#### [DATA PROVIDED]
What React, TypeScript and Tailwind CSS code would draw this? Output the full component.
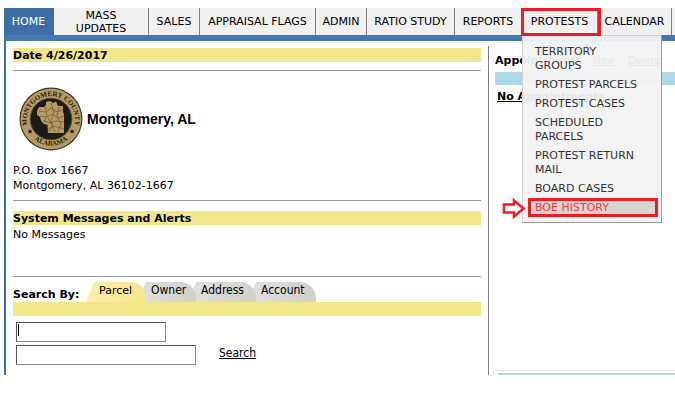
import clsx from 'clsx';

const NAV_ITEMS = [
  { label: 'HOME', width: 'w-[50px]', active: true },
  { label: 'MASS UPDATES', width: 'w-[95px]' },
  { label: 'SALES', width: 'w-[51px]' },
  { label: 'APPRAISAL FLAGS', width: 'w-[116px]' },
  { label: 'ADMIN', width: 'w-[51px]' },
  { label: 'RATIO STUDY', width: 'w-[88px]' },
  { label: 'REPORTS', width: 'w-[67px]' },
  { label: 'PROTESTS', width: 'w-[76px]', menu: true },
  { label: 'CALENDAR', width: 'w-[74px]' },
];

const PROTEST_ITEMS = [
  'TERRITORY GROUPS',
  'PROTEST PARCELS',
  'PROTEST CASES',
  'SCHEDULED PARCELS',
  'PROTEST RETURN MAIL',
  'BOARD CASES',
  'BOE HISTORY',
];

const TABS = [
  { label: 'Parcel', className: 'z-40 w-[60px] from-[#fbf0ae] to-[#f6e58a] pt-px' },
  { label: 'Owner', className: 'z-30 -ml-2 w-[58px]' },
  { label: 'Address', className: 'z-20 -ml-2 w-[68px]' },
  { label: 'Account', className: 'z-10 -ml-2 w-[68px]' },
];

const CONDENSED = "font-['DejaVu_Sans_Condensed','DejaVu_Sans',sans-serif]";

function ProtestsMenu() {
  return (
    <ul className="absolute top-[27px] left-0 z-10 w-[140px] border border-[#d0d0d0] border-r-[#999] border-b-[#999] bg-[#f2f2f3]/95 pt-[6px] pr-[3px] pb-[5px] pl-[5px] text-left text-[#333]">
      {PROTEST_ITEMS.map((item) => {
        const selected = item === 'BOE HISTORY';
        return (
          <li key={item} className={clsx('relative', selected && 'bg-[#d5d5d5] text-[#ff3333]')}>
            <a href="#" className="block pt-[3px] pr-3 pb-[2px] pl-[7px] leading-[14px]">
              {item}
            </a>
            {selected && (
              <>
                <span className="pointer-events-none absolute inset-0 border-3 border-[#ed1c24]" />
                <svg className="absolute top-0 -left-[26px] h-[21px] w-6" viewBox="0 0 24 21" fill="none" stroke="#ed1c24" strokeWidth="2.6">
                  <path d="M2 6.5H12V2.5L21.5 10.5L12 18.5V14.5H2Z" />
                </svg>
              </>
            )}
          </li>
        );
      })}
    </ul>
  );
}

function NavBar() {
  return (
    <nav className="border-b-6 border-[#4677b0] bg-[#f0f0f0]">
      <ul className="flex h-[27px]">
        {NAV_ITEMS.map(({ label, width, active, menu }) => (
          <li
            key={label}
            className={clsx(
              'relative shrink-0 border-r text-center',
              width,
              active ? 'border-[#3d6da5] bg-[#3d6da5] text-white' : 'border-[#808080]',
            )}
          >
            <a href="#" className="flex h-full items-center justify-center px-[6px] leading-[13px]">
              {label}
            </a>
            {menu && (
              <>
                <ProtestsMenu />
                <span className="pointer-events-none absolute top-0 -right-1 -bottom-px -left-px z-20 border-3 border-[#ed1c24]" />
              </>
            )}
          </li>
        ))}
      </ul>
    </nav>
  );
}

function CountySeal() {
  return (
    <svg className="size-16" viewBox="0 0 64 64" role="img" aria-label="Montgomery County Alabama seal">
      <defs>
        <path id="seal-top" d="M12.4 47A24 24 0 1 1 51.6 47" />
        <path id="seal-bottom" d="M8 44A27 27 0 0 0 56 44" />
      </defs>
      <circle cx="32" cy="32" r="31.5" fill="#423a2b" />
      <circle cx="32" cy="32" r="29.8" fill="#b59b62" stroke="#c8b27b" strokeWidth=".7" />
      <circle cx="32" cy="32" r="20.8" fill="#1d1b19" stroke="#594b32" strokeWidth="1" />
      <path
        d="M18 24L20 20H25L27 18V15L31 14L34 16L37 14.5L39 19H44V25L45 27V46H29L28.5 38L25 37L22 34L21 30L18 28Z"
        fill="#b59b62"
      />
      <path
        d="M20 24L27 25L32 21L38 25L44 23M21 29L28 30L33 27L39 31L45 29M26 20L28 28L25 35M32 16L35 25L32 35L36 45M40 20L38 29L42 37L39 45M25 34L31 36L37 34L45 35M29 42L35 39L45 42M29 31L34 39L30 45"
        fill="none"
        stroke="#5d4c30"
        strokeWidth=".6"
      />
      <g fill="#211b12" className="font-['Liberation_Serif',serif] text-[7px] font-bold">
        <text textAnchor="middle">
          <textPath href="#seal-top" startOffset="50%">MONTGOMERY COUNTY</textPath>
        </text>
        <text textAnchor="middle">
          <textPath href="#seal-bottom" startOffset="50%">ALABAMA</textPath>
        </text>
      </g>
      <path
        d="M11 42l.8 1.5 1.7.2-1.2 1.2.3 1.7-1.6-.8-1.5.8.3-1.7-1.2-1.2 1.7-.2zM53 42l.8 1.5 1.7.2-1.2 1.2.3 1.7-1.6-.8-1.5.8.3-1.7-1.2-1.2 1.7-.2z"
        fill="#211b12"
      />
    </svg>
  );
}

function SearchPanel() {
  const inputClass =
    'block h-5 border border-[#555] border-r-[#888] border-b-[#888] bg-white px-[2px] outline-none';

  return (
    <form onSubmit={(e) => e.preventDefault()}>
      <div className="mt-[5px] flex h-5">
        <span className="w-[73px] shrink-0 pt-[5px] font-bold">Search By:</span>
        {TABS.map(({ label, className }) => (
          <button
            key={label}
            type="button"
            className={clsx(
              'relative flex h-5 shrink-0 items-start rounded-tr-[16px] bg-linear-to-r pl-[13px] leading-4 [clip-path:polygon(8px_0,100%_0,100%_100%,0_100%)]',
              label !== 'Parcel' && ['from-[#e2e1de] to-[#d2d0ca] text-xs leading-4', CONDENSED],
              className,
            )}
          >
            {label}
          </button>
        ))}
      </div>
      <div className="h-[14px] bg-[#f0e68c]" />
      <div className="mt-[6px] space-y-[3px] pl-[3px]">
        <div className="relative">
          <input type="text" aria-label="Parcel" className={clsx(inputClass, 'w-[150px]')} />
          {/* text cursor */}
          <span className="absolute top-[2px] left-[2px] h-3 w-px bg-black" />
        </div>
        <div className="flex items-start">
          <input type="text" aria-label="Parcel detail" className={clsx(inputClass, 'w-[180px]')} />
          <a href="#" className={clsx('ml-[23px] text-xs leading-4 underline', CONDENSED)}>
            Search
          </a>
        </div>
      </div>
    </form>
  );
}

function Appointments() {
  return (
    <aside className="mt-[5px] flex w-[187px] shrink-0 flex-col border-l border-[#808080] pt-[7px]">
      <div className="flex pl-[6px] whitespace-nowrap">
        <h2 className="w-[98px] shrink-0 font-bold">Appointments</h2>
        <a href="#" className={clsx('w-[35px] shrink-0 underline', CONDENSED)}>New</a>
        <a href="#" className={clsx('underline', CONDENSED)}>Delete</a>
      </div>
      <div className="mt-1 ml-[6px] h-[13px] bg-[#add8e6]" />
      <p className="mt-1 pl-2 font-bold underline">No Appointments</p>
      <div className="mt-auto ml-1 border-t border-l border-[#e3e3e3] pt-[2px] pl-1">
        <div className="h-[2px] bg-[#add8e6]" />
      </div>
    </aside>
  );
}

export default function App() {
  return (
    <div className="overflow-hidden bg-white pt-2 pl-1 font-['DejaVu_Sans',Verdana,sans-serif] text-[11px] leading-[15px] text-black">
      <NavBar />
      <div className="flex border-l-2 border-[#3d6da5]">
        <main className="min-w-0 flex-1 pt-[7px] pr-[7px] pb-[10px] pl-[7px]">
          <h2 className="bg-[#f0e68c] pt-px leading-[13px] font-bold">Date 4/26/2017</h2>
          <hr className="mt-2 border-[#999]" />

          <div className="mt-4 flex items-center pl-[6px]">
            <CountySeal />
            <h1 className="ml-1 font-['Liberation_Sans',Arial,sans-serif] text-[14px] font-bold">Montgomery, AL</h1>
          </div>
          <address className="mt-3 not-italic">
            P.O. Box 1667
            <br />
            Montgomery, AL 36102-1667
          </address>
          <hr className="mt-[7px] border-[#999]" />

          <h2 className="mt-[10px] bg-[#f0e68c] pt-px leading-[13px] font-bold">System Messages and Alerts</h2>
          <p className="mt-[2px]">No Messages</p>
          <hr className="mt-[34px] border-[#999]" />

          <SearchPanel />
        </main>
        <Appointments />
      </div>
    </div>
  );
}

#### [SHORT TASK]
Identify every line where the string "full" appears.

#### [SOLUTION TO THIS PROBLEM]
What React, TypeScript and Tailwind CSS code would draw this? Output the full component.
            <a href="#" className="flex h-full items-center justify-center px-[6px] leading-[13px]">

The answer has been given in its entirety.